NEWS: Sens News: March 9th

-Paul MacLean liked his team’s effort last night:

I thought our team played real well from start to finish. The Rangers bring the best out of you. They are a real, real good team and I felt our competition level was good. I thought that the physicality of the game was there on both sides.”

Nichols writes that Nick Foligno is second on the team in 5-on-5 scoring, but smartly draws no conclusions about it.  No one thinks Foligno is the team’s second most effective forward and it goes to show how numbers can sometimes be deceiving.

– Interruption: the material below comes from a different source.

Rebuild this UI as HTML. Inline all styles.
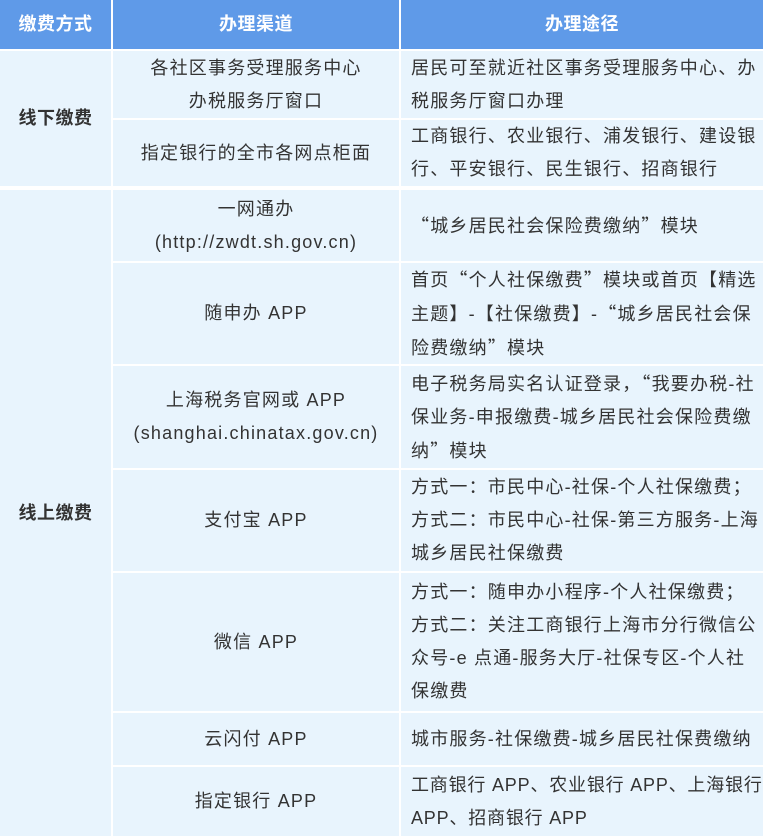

Justin Goldman illustrates how different perspectives can be, as he was very happy with Ben Bishop‘s performance against the Lightning.  My feelings are shared by Pierre McGuire (March 7th podcast), as we both think Bishop let in two bad goals in his debut (he was much more impressive last night).  I do agree with Goldman that Lehner is unlikely to back up Anderson next year, although my reasons are financial whereas he talks about maturity.

Stu Hackel points out the obvious: re-instituting the redline won’t make the NHL safer, but it will shift the game back towards the dead puck era and there’s little enough scoring in the game as it is.

Steven Simmons writes that Brian Burke and others within the NHL may look to dump Don Cherry for their new contract with the CBC two years from now.  I’m not a fan of Coaches Corner, but if it goes I’d rather it sinks under its own weight than NHL exec’s crushing it.